▶ Written exercise
From the listing below, restate word for word the lines from the line containing "Give me the" down through the line containing "const inputCls = 'flex". Exclude pictures.

(Code that builds pages)
______
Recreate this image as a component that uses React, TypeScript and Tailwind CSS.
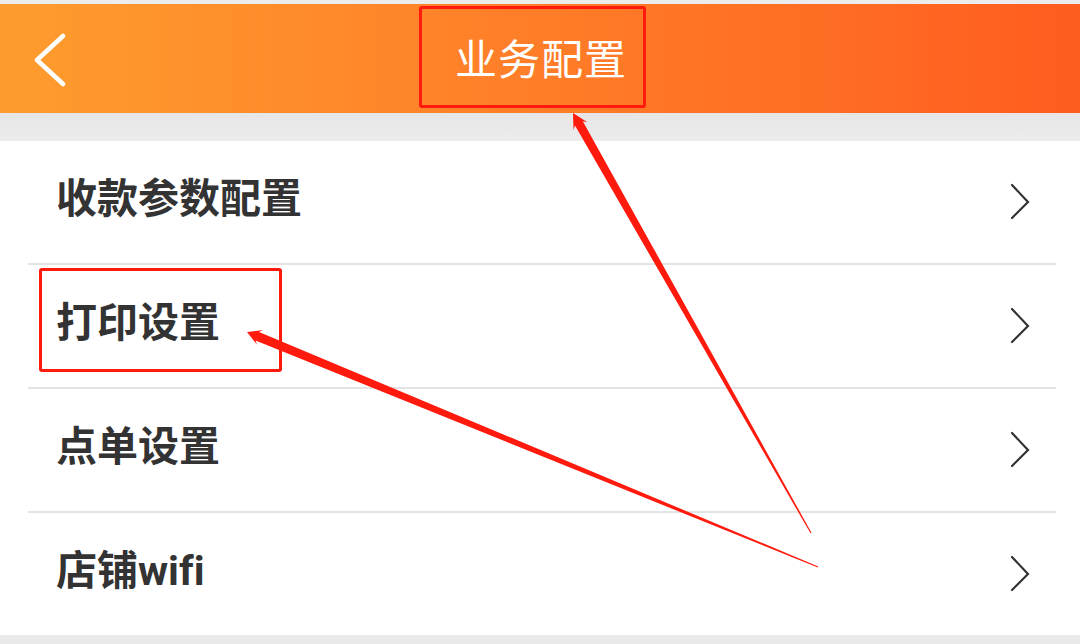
const rows = ["收款参数配置", "打印设置", "点单设置", "店铺wifi"];

function BackIcon() {
  return (
    <svg width="44" height="56" viewBox="0 0 44 56" fill="none">
      <path d="M35 5 L9 29 L35 53" stroke="#fff" strokeWidth="4.5" strokeLinecap="round" strokeLinejoin="round" />
    </svg>
  );
}

function Chevron() {
  return (
    <svg width="22" height="40" viewBox="0 0 22 40" fill="none">
      <path d="M3 3 L19 20 L3 36" stroke="#333" strokeWidth="2.2" strokeLinecap="round" strokeLinejoin="miter" />
    </svg>
  );
}

// red annotation marks drawn over the screenshot
function Annotations() {
  return (
    <svg className="absolute inset-0 pointer-events-none" width="1080" height="644" viewBox="0 0 1080 644">
      <polygon
        points="247,332 263,330 259,332 818.2,566.4 817.8,567.6 255.5,340.4 257,344.7"
        fill="#ff1a0e"
      />
      <polygon
        points="573,113 587.4,122.2 582.8,121.2 811.5,532.7 810.5,533.3 575,125.6 573.5,130"
        fill="#ff1a0e"
      />
    </svg>
  );
}

export default function App() {
  return (
    <div
      className="relative w-[1080px] h-[644px] overflow-hidden bg-[#e9e9e9]"
      style={{ fontFamily: '"Noto Sans CJK SC", "Noto Sans", sans-serif' }}
    >
      <div className="h-[4px] bg-[#ececec]" />
      <header className="h-[109px] flex items-center relative bg-gradient-to-r from-[#fd9c2e] via-[#ff7d28] to-[#ff5c1f]">
        <div className="pl-[28px] flex items-center">
          <BackIcon />
        </div>
        <h1 className="absolute left-0 right-0 text-center text-white text-[42px] leading-none font-normal tracking-[1px] pl-[2px] mb-[3px]">
          业务配置
        </h1>
      </header>
      <div className="h-[28px] bg-gradient-to-b from-[#e6e6e6] to-[#ececec]" />

      <main className="bg-white">
        {rows.map((label, i) => (
          <div key={label}>
            {i > 0 && <div className="h-[2px] ml-[28px] mr-[24px] bg-[#e4e4e4]" />}
            <div className="flex items-center justify-between pl-[56px] pr-[49px] h-[122px]">
              <span
                className="text-[41px] font-bold text-[#333333] leading-none mb-[6px] [font-variant-ligatures:none]"
                style={{ fontFamily: '"Roboto", "Noto Sans CJK SC", sans-serif' }}
              >
                {label}
              </span>
              <Chevron />
            </div>
          </div>
        ))}
      </main>

      {/* annotation boxes */}
      <div className="absolute left-[419px] top-[6px] w-[227px] h-[102px] border-[3px] border-[#ff1a0e] rounded-[3px]" />
      <div className="absolute left-[39px] top-[268px] w-[243px] h-[104px] border-[3px] border-[#ff1a0e] rounded-[3px]" />
      <Annotations />
    </div>
  );
}
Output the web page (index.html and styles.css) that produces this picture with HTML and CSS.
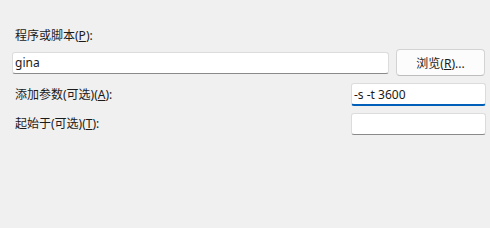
FILE: index.html
```html
<!DOCTYPE html>
<html lang="zh-CN">
<head>
    <meta charset="UTF-8">
    <title>操作</title>
    <link rel="stylesheet" href="styles.css">
</head>
<body>
    <form class="action-form">
        <div class="field-label top-label">程序或脚本(<u>P</u>):</div>
        <div class="browse-row">
            <input class="text-input program-input" type="text" value="gina">
            <button type="button" class="browse-btn">浏览(<u>R</u>)...</button>
        </div>
        <div class="option-row">
            <div class="field-label">添加参数(可选)(<u>A</u>):</div>
            <input class="text-input side-input focused" type="text" value="-s -t 3600">
        </div>
        <div class="option-row">
            <div class="field-label">起始于(可选)(<u>T</u>):</div>
            <input class="text-input side-input" type="text" value="">
        </div>
    </form>
</body>
</html>
```

FILE: styles.css
```css
body {
    margin: 0;
    padding: 0;
    background-color: #f0f0f0;
    font-family: "Noto Sans", "Noto Sans CJK SC", sans-serif;
    font-size: 12px;
    color: #1a1a1a;
}
.action-form {
    padding: 28px 4px 0 12px;
}
.field-label {
    padding-left: 3px;
    line-height: 16px;
}
.top-label {
    margin-bottom: 5px;
}
.browse-row {
    display: flex;
    align-items: center;
    height: 27px;
}
.text-input {
    box-sizing: border-box;
    height: 22px;
    padding: 0 2px;
    border: 1px solid #dcdcdc;
    border-bottom-color: #8a8a8a;
    border-radius: 3px;
    background-color: white;
    font-family: "Noto Sans", "Noto Sans CJK SC", sans-serif;
    font-size: 12px;
    color: #1a1a1a;
    outline: none;
}
.program-input {
    width: 377px;
}
.browse-btn {
    box-sizing: border-box;
    width: 89px;
    height: 27px;
    margin-left: 7px;
    border: 1px solid #d3d3d3;
    border-bottom-color: #bdbdbd;
    border-radius: 4px;
    background-color: #fcfcfc;
    font-family: "Noto Sans", "Noto Sans CJK SC", sans-serif;
    font-size: 12px;
    color: #1a1a1a;
}
.option-row {
    display: flex;
    align-items: center;
    justify-content: space-between;
    margin-top: 7px;
}
.side-input {
    width: 135px;
}
.focused {
    height: 23px;
    border-bottom: 2px solid #005fb8;
}
```
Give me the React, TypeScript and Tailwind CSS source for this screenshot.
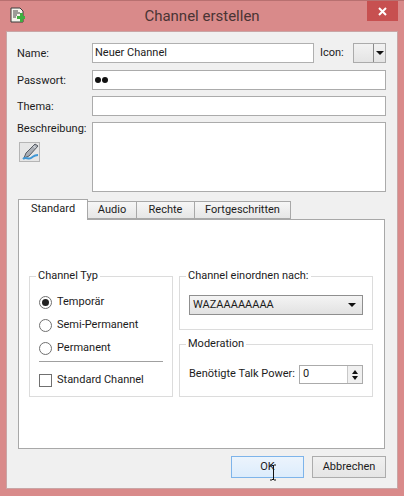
import React from 'react';

const Field: React.FC<{ label: string; children: React.ReactNode; className?: string }> = ({ label, children, className }) => (
  <div className={`flex items-center ${className ?? ''}`}>
    <span className="w-[75px] shrink-0 pt-[2px]">{label}</span>
    {children}
  </div>
);

const Radio: React.FC<{ label: string; checked?: boolean }> = ({ label, checked }) => (
  <div className="flex h-[23px] items-center gap-[5px]">
    <span className="flex h-[13px] w-[13px] items-center justify-center rounded-full border border-[#707070] bg-white">
      {checked && <span className="h-[7px] w-[7px] rounded-full bg-[#222]" />}
    </span>
    <span>{label}</span>
  </div>
);

const Tab: React.FC<{ label: string; width: string }> = ({ label, width }) => (
  <div className={`-ml-px flex h-[18px] items-center justify-center border border-[#a8a8a8] bg-gradient-to-b from-[#f6f6f6] to-[#e6e6e6] ${width}`}>
    {label}
  </div>
);

const inputCls = 'flex h-[20px] items-center border border-[#ababab] bg-white px-[2px]';

export default function App() {
  return (
    <div className="flex h-[496px] w-[404px] flex-col overflow-hidden border-t border-[#b87070] bg-[#d98a8a] font-['Roboto',sans-serif] text-[11px] text-[#1c1c1c]">
      <div className="grid h-[30px] shrink-0 grid-cols-[1fr_auto_1fr] items-start">
        <div className="pl-[10px] pt-[6px]">
          <svg width="15" height="16" viewBox="0 0 15 16">
            <path d="M1 1h9l3 3v11H1z" fill="#f4f4ec" stroke="#3a3a3a" />
            <path d="M3 4h5M3 6h7M3 8h4M3 10h3" stroke="#444" />
            <path d="M7 9h3V6h3v3h2v3h-2v3h-3v-3H7z" fill="#3fae3f" />
          </svg>
        </div>
        <div className="pt-[5px] text-[15px] leading-[20px] text-[#4a3434]">Channel erstellen</div>
        <div className="flex justify-end pr-[6px]">
          <div className="flex h-[20px] w-[31px] items-center justify-center bg-[#c75050]">
            <svg width="9" height="9" viewBox="0 0 9 9">
              <path d="M1 1l7 7M8 1l-7 7" stroke="#fff" strokeWidth="2" />
            </svg>
          </div>
        </div>
      </div>

      <div className="mx-[6px] flex h-[458px] w-[392px] shrink-0 flex-col border border-[#c9a5a5] bg-[#f0f0f0] px-[10px] pt-[11px]">
        <Field label="Name:">
          <div className={`${inputCls} w-[222px] border-[#b0b0b0]`}>Neuer Channel</div>
          <span className="ml-[6px] w-[33px]">Icon:</span>
          <div className="flex h-[20px] w-[33px] border border-[#ababab] bg-gradient-to-b from-[#f2f2f2] to-[#e4e4e4]">
            <div className="w-[20px] border-r border-[#8a8a8a]" />
            <div className="flex flex-1 items-center justify-center">
              <span className="h-0 w-0 border-x-[4px] border-t-[4px] border-x-transparent border-t-[#111]" />
            </div>
          </div>
        </Field>
        <Field label="Passwort:" className="mt-[7px]">
          <div className={`${inputCls} w-[294px] gap-[1px]`}>
            <span className="h-[6px] w-[6px] rounded-full bg-[#111]" />
            <span className="h-[6px] w-[6px] rounded-full bg-[#111]" />
          </div>
        </Field>
        <Field label="Thema:" className="mt-[6px]">
          <div className={`${inputCls} w-[294px]`} />
        </Field>
        <div className="mt-[6px] flex">
          <div className="w-[75px] shrink-0">
            <div className="leading-[14px]">Beschreibung:</div>
            <div className="mt-[6px] ml-[2px] flex h-[20px] w-[21px] items-center justify-center border border-[#b5b5b5] bg-[#e6e6e6]">
              <svg width="18" height="18" viewBox="0 0 18 18">
                <path d="M14 1l3 2-9 10-5 2 2-5z" fill="#a9aeb5" stroke="#555a62" />
                <path d="M12.500 3l2 2" stroke="#eef0f2" />
                <path d="M2 16c3-3 5 1 8-1s3-3 7-3" fill="none" stroke="#3f97d6" strokeWidth="2" />
              </svg>
            </div>
          </div>
          <div className={`${inputCls} h-[70px] w-[294px]`} />
        </div>

        <div className="mt-[6px] ml-[1px] flex h-[21px] items-end">
          <div className="z-10 -mb-px flex h-[21px] w-[70px] items-center justify-center border border-b-0 border-[#a8a8a8] bg-white pb-[1px]">
            Standard
          </div>
          <Tab label="Audio" width="w-[50px]" />
          <Tab label="Rechte" width="w-[59px]" />
          <Tab label="Fortgeschritten" width="w-[97px]" />
        </div>
        <div className="ml-[1px] flex h-[230px] w-[367px] gap-[6px] border border-[#a8a8a8] bg-white pl-[10px] pt-[49px]">
          <fieldset className="h-[128px] w-[144px] border border-[#dcdcdc] px-[9px]">
            <legend className="-ml-[3px] px-[2px] leading-[14px]">Channel Typ</legend>
            <div className="mt-[8px]">
              <Radio label="Temporär" checked />
              <Radio label="Semi-Permanent" />
              <Radio label="Permanent" />
            </div>
            <div className="mt-[1px] h-px bg-[#a0a0a0]" />
            <div className="mt-[10px] flex items-center gap-[5px]">
              <span className="h-[13px] w-[13px] border border-[#707070] bg-white" />
              <span>Standard Channel</span>
            </div>
          </fieldset>
          <div className="flex flex-col gap-[7px]">
            <fieldset className="h-[61px] w-[194px] border border-[#dcdcdc] px-[9px]">
              <legend className="-ml-[3px] px-[2px] leading-[14px]">Channel einordnen nach:</legend>
              <div className="mt-[12px] flex h-[20px] items-center justify-between border border-[#8f8f8f] bg-gradient-to-b from-[#f4f4f4] to-[#e2e2e2] pl-[3px] pr-[6px]">
                <span>WAZAAAAAAAA</span>
                <span className="h-0 w-0 border-x-[4px] border-t-[4px] border-x-transparent border-t-[#111]" />
              </div>
            </fieldset>
            <fieldset className="h-[60px] w-[194px] border border-[#dcdcdc] px-[9px]">
              <legend className="-ml-[3px] px-[2px] leading-[14px]">Moderation</legend>
              <div className="mt-[14px] flex items-center justify-between">
                <span className="whitespace-nowrap">Benötigte Talk Power:</span>
                <div className="flex h-[19px] w-[64px] items-center justify-between border border-[#ababab] pl-[3px]">
                  <span>0</span>
                  <div className="flex h-full w-[15px] flex-col items-center justify-center gap-[2px] border-l border-[#c8c8c8] bg-[#f0f0f0]">
                    <span className="h-0 w-0 border-x-[3px] border-b-[4px] border-x-transparent border-b-[#111]" />
                    <span className="h-0 w-0 border-x-[3px] border-t-[4px] border-x-transparent border-t-[#111]" />
                  </div>
                </div>
              </div>
            </fieldset>
          </div>
        </div>

        <div className="mt-[7px] flex justify-end gap-[8px] pr-[1px]">
          <div className="relative flex h-[22px] w-[73px] items-center justify-center border border-[#7eb4ea] bg-gradient-to-b from-[#ecf4fc] to-[#dcecfc]">
            OK
            <svg className="absolute left-[37px] top-[7px]" width="9" height="18" viewBox="0 0 9 18">
              <path d="M1 1h2l1 1 1-1h2M4.500 2v13M1 16h2l1-1 1 1h2" fill="none" stroke="#111" />
            </svg>
          </div>
          <div className="flex h-[22px] w-[74px] items-center justify-center border border-[#acacac] bg-gradient-to-b from-[#f0f0f0] to-[#e5e5e5]">
            Abbrechen
          </div>
        </div>
      </div>
    </div>
  );
}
______
▶ Response below
Give me the React, TypeScript and Tailwind CSS source for this screenshot.
import React from 'react';

const Field: React.FC<{ label: string; children: React.ReactNode; className?: string }> = ({ label, children, className }) => (
  <div className={`flex items-center ${className ?? ''}`}>
    <span className="w-[75px] shrink-0 pt-[2px]">{label}</span>
    {children}
  </div>
);

const Radio: React.FC<{ label: string; checked?: boolean }> = ({ label, checked }) => (
  <div className="flex h-[23px] items-center gap-[5px]">
    <span className="flex h-[13px] w-[13px] items-center justify-center rounded-full border border-[#707070] bg-white">
      {checked && <span className="h-[7px] w-[7px] rounded-full bg-[#222]" />}
    </span>
    <span>{label}</span>
  </div>
);

const Tab: React.FC<{ label: string; width: string }> = ({ label, width }) => (
  <div className={`-ml-px flex h-[18px] items-center justify-center border border-[#a8a8a8] bg-gradient-to-b from-[#f6f6f6] to-[#e6e6e6] ${width}`}>
    {label}
  </div>
);

const inputCls = 'flex h-[20px] items-center border border-[#ababab] bg-white px-[2px]';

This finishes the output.